- Information shown
-- BEGIN --

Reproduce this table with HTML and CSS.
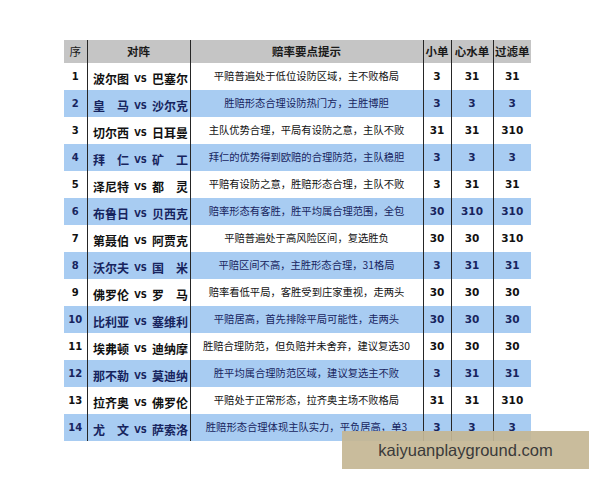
FILE: index.html
```html
<!DOCTYPE html>
<html lang="zh">
<head>
<meta charset="utf-8">
<title>赔率要点提示</title>
<link rel="stylesheet" href="styles.css">
</head>
<body>
<div class="page">
<table class="odds">
<colgroup>
<col class="c-no"><col class="c-match"><col class="c-tip"><col class="c-a"><col class="c-b"><col class="c-c">
</colgroup>
<thead>
<tr><th>序</th><th>对阵</th><th>赔率要点提示</th><th>小单</th><th>心水单</th><th>过滤单</th></tr>
</thead>
<tbody>
<tr><td class="no">1</td><td class="match"><span class="tm">波尔图</span><span class="vs">VS</span><span class="tm">巴塞尔</span></td><td class="tip">平赔普遍处于低位设防区域，主不败格局</td><td class="num">3</td><td class="num">31</td><td class="num">31</td></tr>
<tr class="alt"><td class="no">2</td><td class="match"><span class="tm">皇　马</span><span class="vs">VS</span><span class="tm">沙尔克</span></td><td class="tip">胜赔形态合理设防热门方，主胜博胆</td><td class="num">3</td><td class="num">3</td><td class="num">3</td></tr>
<tr><td class="no">3</td><td class="match"><span class="tm">切尔西</span><span class="vs">VS</span><span class="tm">日耳曼</span></td><td class="tip">主队优势合理，平局有设防之意，主队不败</td><td class="num">31</td><td class="num">31</td><td class="num">310</td></tr>
<tr class="alt"><td class="no">4</td><td class="match"><span class="tm">拜　仁</span><span class="vs">VS</span><span class="tm">矿　工</span></td><td class="tip">拜仁的优势得到欧赔的合理防范，主队稳胆</td><td class="num">3</td><td class="num">3</td><td class="num">3</td></tr>
<tr><td class="no">5</td><td class="match"><span class="tm">泽尼特</span><span class="vs">VS</span><span class="tm">都　灵</span></td><td class="tip">平赔有设防之意，胜赔形态合理，主队不败</td><td class="num">3</td><td class="num">31</td><td class="num">31</td></tr>
<tr class="alt"><td class="no">6</td><td class="match"><span class="tm">布鲁日</span><span class="vs">VS</span><span class="tm">贝西克</span></td><td class="tip">赔率形态有客胜，胜平均属合理范围，全包</td><td class="num">30</td><td class="num">310</td><td class="num">310</td></tr>
<tr><td class="no">7</td><td class="match"><span class="tm">第聂伯</span><span class="vs">VS</span><span class="tm">阿贾克</span></td><td class="tip">平赔普遍处于高风险区间，复选胜负</td><td class="num">30</td><td class="num">30</td><td class="num">310</td></tr>
<tr class="alt"><td class="no">8</td><td class="match"><span class="tm">沃尔夫</span><span class="vs">VS</span><span class="tm">国　米</span></td><td class="tip">平赔区间不高，主胜形态合理，31格局</td><td class="num">3</td><td class="num">31</td><td class="num">31</td></tr>
<tr><td class="no">9</td><td class="match"><span class="tm">佛罗伦</span><span class="vs">VS</span><span class="tm">罗　马</span></td><td class="tip">赔率看低平局，客胜受到庄家重视，走两头</td><td class="num">30</td><td class="num">30</td><td class="num">30</td></tr>
<tr class="alt"><td class="no">10</td><td class="match"><span class="tm">比利亚</span><span class="vs">VS</span><span class="tm">塞维利</span></td><td class="tip">平赔居高，首先排除平局可能性，走两头</td><td class="num">30</td><td class="num">30</td><td class="num">30</td></tr>
<tr><td class="no">11</td><td class="match"><span class="tm">埃弗顿</span><span class="vs">VS</span><span class="tm">迪纳摩</span></td><td class="tip">胜赔合理防范，但负赔并未舍弃，建议复选30</td><td class="num">30</td><td class="num">30</td><td class="num">30</td></tr>
<tr class="alt"><td class="no">12</td><td class="match"><span class="tm">那不勒</span><span class="vs">VS</span><span class="tm">莫迪纳</span></td><td class="tip">胜平均属合理防范区域，建议复选主不败</td><td class="num">3</td><td class="num">31</td><td class="num">31</td></tr>
<tr><td class="no">13</td><td class="match"><span class="tm">拉齐奥</span><span class="vs">VS</span><span class="tm">佛罗伦</span></td><td class="tip">平赔处于正常形态，拉齐奥主场不败格局</td><td class="num">31</td><td class="num">31</td><td class="num">310</td></tr>
<tr class="alt"><td class="no">14</td><td class="match"><span class="tm">尤　文</span><span class="vs">VS</span><span class="tm">萨索洛</span></td><td class="tip">胜赔形态合理体现主队实力，平负居高，单3</td><td class="num">3</td><td class="num">3</td><td class="num">3</td></tr>
</tbody>
</table>
<div class="watermark">kaiyuanplayground.com</div>
</div>
</body>
</html>
```
FILE: styles.css
```css
html, body {
  margin: 0;
  padding: 0;
  background: #ffffff;
}
body {
  font-family: "Noto Sans CJK SC", "DejaVu Sans", sans-serif;
  color: #111;
}
.page {
  position: relative;
  width: 600px;
  height: 480px;
  padding: 40px 0 0 64px;
  box-sizing: border-box;
}
.odds {
  border-collapse: collapse;
  table-layout: fixed;
  width: 467px;
}
.c-no { width: 23px; }
.c-match { width: 103px; }
.c-tip { width: 233px; }
.c-a { width: 28px; }
.c-b { width: 42px; }
.c-c { width: 38px; }
.odds th, .odds td {
  padding: 0;
  border-left: 1px solid #262626;
  text-align: center;
  vertical-align: middle;
  white-space: nowrap;
  overflow: visible;
  line-height: 1;
}
.odds th:first-child, .odds td:first-child {
  border-left: none;
}
.odds th {
  height: 23px;
  background: #c5c5c5;
  font-size: 11.5px;
  font-weight: bold;
  color: #1a1a1a;
}
.odds th:first-child {
  font-weight: normal;
}
.odds td {
  height: 27px;
  background: #ffffff;
}
.odds tr.alt td {
  background: #a8ccf2;
  color: #17245e;
}
.no {
  font-family: "DejaVu Sans", sans-serif;
  font-weight: bold;
  font-size: 10px;
}
.match {
  text-align: left;
}
.match .tm {
  display: inline-block;
  width: 36px;
  font-size: 12px;
  font-weight: bold;
  line-height: 1;
  vertical-align: middle;
}
.match .tm:first-child {
  margin-left: 4px;
}
.match .vs {
  display: inline-block;
  width: 23px;
  text-align: center;
  font-family: "DejaVu Sans", sans-serif;
  font-size: 8.5px;
  font-weight: bold;
  line-height: 1;
  vertical-align: middle;
}
.tip {
  font-size: 10.3px;
}
.num {
  font-family: "DejaVu Sans", sans-serif;
  font-weight: bold;
  font-size: 10.5px;
}
.watermark {
  position: absolute;
  left: 342px;
  top: 431px;
  width: 247px;
  height: 38px;
  background: rgba(196, 182, 148, 0.92);
  color: #3a3a3a;
  font-family: "Liberation Sans", Arial, sans-serif;
  font-size: 16.5px;
  line-height: 38px;
  text-align: center;
}
```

-- END --

- Exercise details
Set the pictures aside and transcribe the data above exactly.

- Response to this task
Reproduce this table with HTML and CSS.
FILE: index.html
```html
<!DOCTYPE html>
<html lang="zh">
<head>
<meta charset="utf-8">
<title>赔率要点提示</title>
<link rel="stylesheet" href="styles.css">
</head>
<body>
<div class="page">
<table class="odds">
<colgroup>
<col class="c-no"><col class="c-match"><col class="c-tip"><col class="c-a"><col class="c-b"><col class="c-c">
</colgroup>
<thead>
<tr><th>序</th><th>对阵</th><th>赔率要点提示</th><th>小单</th><th>心水单</th><th>过滤单</th></tr>
</thead>
<tbody>
<tr><td class="no">1</td><td class="match"><span class="tm">波尔图</span><span class="vs">VS</span><span class="tm">巴塞尔</span></td><td class="tip">平赔普遍处于低位设防区域，主不败格局</td><td class="num">3</td><td class="num">31</td><td class="num">31</td></tr>
<tr class="alt"><td class="no">2</td><td class="match"><span class="tm">皇　马</span><span class="vs">VS</span><span class="tm">沙尔克</span></td><td class="tip">胜赔形态合理设防热门方，主胜博胆</td><td class="num">3</td><td class="num">3</td><td class="num">3</td></tr>
<tr><td class="no">3</td><td class="match"><span class="tm">切尔西</span><span class="vs">VS</span><span class="tm">日耳曼</span></td><td class="tip">主队优势合理，平局有设防之意，主队不败</td><td class="num">31</td><td class="num">31</td><td class="num">310</td></tr>
<tr class="alt"><td class="no">4</td><td class="match"><span class="tm">拜　仁</span><span class="vs">VS</span><span class="tm">矿　工</span></td><td class="tip">拜仁的优势得到欧赔的合理防范，主队稳胆</td><td class="num">3</td><td class="num">3</td><td class="num">3</td></tr>
<tr><td class="no">5</td><td class="match"><span class="tm">泽尼特</span><span class="vs">VS</span><span class="tm">都　灵</span></td><td class="tip">平赔有设防之意，胜赔形态合理，主队不败</td><td class="num">3</td><td class="num">31</td><td class="num">31</td></tr>
<tr class="alt"><td class="no">6</td><td class="match"><span class="tm">布鲁日</span><span class="vs">VS</span><span class="tm">贝西克</span></td><td class="tip">赔率形态有客胜，胜平均属合理范围，全包</td><td class="num">30</td><td class="num">310</td><td class="num">310</td></tr>
<tr><td class="no">7</td><td class="match"><span class="tm">第聂伯</span><span class="vs">VS</span><span class="tm">阿贾克</span></td><td class="tip">平赔普遍处于高风险区间，复选胜负</td><td class="num">30</td><td class="num">30</td><td class="num">310</td></tr>
<tr class="alt"><td class="no">8</td><td class="match"><span class="tm">沃尔夫</span><span class="vs">VS</span><span class="tm">国　米</span></td><td class="tip">平赔区间不高，主胜形态合理，31格局</td><td class="num">3</td><td class="num">31</td><td class="num">31</td></tr>
<tr><td class="no">9</td><td class="match"><span class="tm">佛罗伦</span><span class="vs">VS</span><span class="tm">罗　马</span></td><td class="tip">赔率看低平局，客胜受到庄家重视，走两头</td><td class="num">30</td><td class="num">30</td><td class="num">30</td></tr>
<tr class="alt"><td class="no">10</td><td class="match"><span class="tm">比利亚</span><span class="vs">VS</span><span class="tm">塞维利</span></td><td class="tip">平赔居高，首先排除平局可能性，走两头</td><td class="num">30</td><td class="num">30</td><td class="num">30</td></tr>
<tr><td class="no">11</td><td class="match"><span class="tm">埃弗顿</span><span class="vs">VS</span><span class="tm">迪纳摩</span></td><td class="tip">胜赔合理防范，但负赔并未舍弃，建议复选30</td><td class="num">30</td><td class="num">30</td><td class="num">30</td></tr>
<tr class="alt"><td class="no">12</td><td class="match"><span class="tm">那不勒</span><span class="vs">VS</span><span class="tm">莫迪纳</span></td><td class="tip">胜平均属合理防范区域，建议复选主不败</td><td class="num">3</td><td class="num">31</td><td class="num">31</td></tr>
<tr><td class="no">13</td><td class="match"><span class="tm">拉齐奥</span><span class="vs">VS</span><span class="tm">佛罗伦</span></td><td class="tip">平赔处于正常形态，拉齐奥主场不败格局</td><td class="num">31</td><td class="num">31</td><td class="num">310</td></tr>
<tr class="alt"><td class="no">14</td><td class="match"><span class="tm">尤　文</span><span class="vs">VS</span><span class="tm">萨索洛</span></td><td class="tip">胜赔形态合理体现主队实力，平负居高，单3</td><td class="num">3</td><td class="num">3</td><td class="num">3</td></tr>
</tbody>
</table>
<div class="watermark">kaiyuanplayground.com</div>
</div>
</body>
</html>
```
FILE: styles.css
```css
html, body {
  margin: 0;
  padding: 0;
  background: #ffffff;
}
body {
  font-family: "Noto Sans CJK SC", "DejaVu Sans", sans-serif;
  color: #111;
}
.page {
  position: relative;
  width: 600px;
  height: 480px;
  padding: 40px 0 0 64px;
  box-sizing: border-box;
}
.odds {
  border-collapse: collapse;
  table-layout: fixed;
  width: 467px;
}
.c-no { width: 23px; }
.c-match { width: 103px; }
.c-tip { width: 233px; }
.c-a { width: 28px; }
.c-b { width: 42px; }
.c-c { width: 38px; }
.odds th, .odds td {
  padding: 0;
  border-left: 1px solid #262626;
  text-align: center;
  vertical-align: middle;
  white-space: nowrap;
  overflow: visible;
  line-height: 1;
}
.odds th:first-child, .odds td:first-child {
  border-left: none;
}
.odds th {
  height: 23px;
  background: #c5c5c5;
  font-size: 11.5px;
  font-weight: bold;
  color: #1a1a1a;
}
.odds th:first-child {
  font-weight: normal;
}
.odds td {
  height: 27px;
  background: #ffffff;
}
.odds tr.alt td {
  background: #a8ccf2;
  color: #17245e;
}
.no {
  font-family: "DejaVu Sans", sans-serif;
  font-weight: bold;
  font-size: 10px;
}
.match {
  text-align: left;
}
.match .tm {
  display: inline-block;
  width: 36px;
  font-size: 12px;
  font-weight: bold;
  line-height: 1;
  vertical-align: middle;
}
.match .tm:first-child {
  margin-left: 4px;
}
.match .vs {
  display: inline-block;
  width: 23px;
  text-align: center;
  font-family: "DejaVu Sans", sans-serif;
  font-size: 8.5px;
  font-weight: bold;
  line-height: 1;
  vertical-align: middle;
}
.tip {
  font-size: 10.3px;
}
.num {
  font-family: "DejaVu Sans", sans-serif;
  font-weight: bold;
  font-size: 10.5px;
}
.watermark {
  position: absolute;
  left: 342px;
  top: 431px;
  width: 247px;
  height: 38px;
  background: rgba(196, 182, 148, 0.92);
  color: #3a3a3a;
  font-family: "Liberation Sans", Arial, sans-serif;
  font-size: 16.5px;
  line-height: 38px;
  text-align: center;
}
```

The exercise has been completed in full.